ジョセフ・グルーの人脈には松平恒雄宮内大臣、徳川家達公爵、秩父宮雍仁親王、近衛文麿公爵、樺山愛輔伯爵、吉田茂、牧野伸顕伯爵、幣原喜重郎男爵らが含まれていたが、特に親しかった人物は松岡洋右だと言われている。そこにアリスの人脈も加わる。真珠湾攻撃の翌年、グルーは離日するが、その直前、商工大臣を務めていた岸信介からゴルフを誘われてプレーしたという。(Tim Weiner, “Legacy of Ashes,” Doubledy, 2007)
バトラー少将によると、ウォール街でクーデターを計画していた勢力はドイツのナチスやイタリアのファシスト党、中でもフランスのクロワ・ド・フ(火の十字軍)の戦術を参考にしてルーズベルト政権を倒そうとしていた。彼らのシナリオによると、新聞を利用して大統領をプロパガンダで攻撃、50万名規模の組織を編成して恫喝、大統領をすげ替えることにしていたという。
バトラーの知り合いだった編集者が派遣したジャーナリスト、ポール・フレンチはクーデター派を取材、「コミュニズムから国家を守るため、ファシスト政府が必要だ」という発言を引き出した。1932年に駐日アメリカ大使として日本へ赴任した人物はファシストの一派だったということになる。
少将は計画の内容を聞き出しが上でクーデターへの参加を拒否、50万人の兵士を利用してファシズム体制の樹立を目指すつもりなら、自分はそれ以上を動員して対抗すると告げる。ルーズベルト政権を倒そうとすれば内戦を覚悟しろ、というわけである。
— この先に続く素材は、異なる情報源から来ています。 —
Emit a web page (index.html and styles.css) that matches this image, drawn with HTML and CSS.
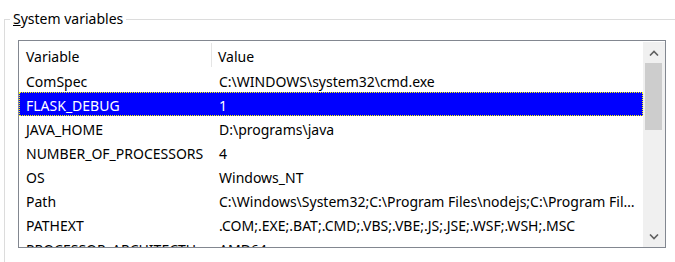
FILE: index.html
```html
<!DOCTYPE html>
<html lang="en">

<head>
  <meta charset="UTF-8" />
  <title>Environment Variables</title>
  <link rel="stylesheet" href="styles.css">
</head>

<body>
  <fieldset class="group">
    <legend><u>S</u>ystem variables</legend>

    <div class="listbox">
      <div class="list">
        <div class="header">
          <div class="col name">Variable</div>
          <div class="col value">Value</div>
        </div>
        <div class="row">
          <div class="col name">ComSpec</div>
          <div class="col value">C:\WINDOWS\system32\cmd.exe</div>
        </div>
        <div class="row selected">
          <div class="col name">FLASK_DEBUG</div>
          <div class="col value">1</div>
        </div>
        <div class="row">
          <div class="col name">JAVA_HOME</div>
          <div class="col value">D:\programs\java</div>
        </div>
        <div class="row">
          <div class="col name">NUMBER_OF_PROCESSORS</div>
          <div class="col value">4</div>
        </div>
        <div class="row">
          <div class="col name">OS</div>
          <div class="col value">Windows_NT</div>
        </div>
        <div class="row">
          <div class="col name">Path</div>
          <div class="col value">C:\Windows\System32;C:\Program Files\nodejs;C:\Program Files\Git\cmd;C:\Python</div>
        </div>
        <div class="row">
          <div class="col name">PATHEXT</div>
          <div class="col value">.COM;.EXE;.BAT;.CMD;.VBS;.VBE;.JS;.JSE;.WSF;.WSH;.MSC</div>
        </div>
        <div class="row">
          <div class="col name">PROCESSOR_ARCHITECTURE</div>
          <div class="col value">AMD64</div>
        </div>
      </div>

      <div class="scrollbar">
        <div class="arrow">
          <svg width="10" height="6" viewBox="0 0 10 6"><path d="M1 5.5 L5 1.5 L9 5.5" fill="none" stroke="#606060" stroke-width="1.6" /></svg>
        </div>
        <div class="track">
          <div class="thumb"></div>
        </div>
        <div class="arrow">
          <svg width="10" height="6" viewBox="0 0 10 6"><path d="M1 0.5 L5 4.5 L9 0.5" fill="none" stroke="#606060" stroke-width="1.6" /></svg>
        </div>
      </div>
    </div>
  </fieldset>
</body>

</html>
```

FILE: styles.css
```css
* {
  margin: 0;
  padding: 0;
  box-sizing: border-box;
}

body {
  background-color: #fff;
  font-family: "Noto Sans", "Open Sans", sans-serif;
  font-size: 14px;
  color: #000;
  overflow: hidden;
  width: 675px;
  height: 262px;
}

.group {
  margin: 10px 0 0 4px;
  width: 720px;
  height: 300px;
  border: 1px solid #dcdcdc;
  padding: 12px 0 0 13px;
}

.group legend {
  margin-left: -8px;
  padding: 0 3px;
  line-height: 18px;
}

.listbox {
  display: flex;
  width: 648px;
  height: 208px;
  border: 1px solid #828790;
}

.list {
  flex: 1;
  overflow: hidden;
}

.header,
.row {
  display: flex;
  align-items: center;
}

.header {
  height: 27px;
}

.row {
  height: 24px;
}

.col {
  white-space: nowrap;
  overflow: hidden;
  text-overflow: ellipsis;
  padding-top: 3px;
}

.col.name {
  width: 193px;
  padding-left: 7px;
}

.col.value {
  flex: 1;
  padding-left: 7px;
  padding-right: 6px;
}

.header .col.name {
  height: 24px;
  display: flex;
  align-items: center;
  border-right: 1px solid #e5e5e5;
}

.header .col.value {
  padding-left: 6px;
}

.row.selected {
  background-color: #0000ff;
  color: #fff;
  outline: 1px dotted #ffff00;
  outline-offset: -1px;
}

.scrollbar {
  width: 22px;
  display: flex;
  flex-direction: column;
  background-color: #f0f0f0;
  margin-top: 1px;
}

.arrow {
  height: 21px;
  display: flex;
  justify-content: center;
  align-items: center;
}

.track {
  flex: 1;
}

.thumb {
  width: 17px;
  margin-left: 2px;
  height: 67px;
  background-color: #cdcdcd;
}
```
これで計画は止まった。
バトラーとフレンチは1934年にアメリカ下院の「非米活動特別委員会」で証言し、モルガン財閥につながる人物がファシズム体制の樹立を目指すクーデターを計画していることを明らかにしているが、議会も捜査機関も動かなかった。
第2次世界大戦後、連合軍は少なからぬ日本の軍人を処刑する一方、戦争犯罪に問われて当然の軍人、特高の幹部、思想検察、裁判官などが守られ、要職についた人もいる。東京裁判は「民主化」を演出するセレモニーに過ぎなかった。そもそも戦前日本の最高責任者が責任を問われていない。
そして戦後日本が築かれていくのだが、その中心にはウォール街を後ろ盾にするジャパン・ロビーが存在、その中核にはジョセフ・グルーがいた。戦前も戦後も日本を動かしていたのはイギリスやアメリカの金融資本だと言える。本質的な点で何も変化していない。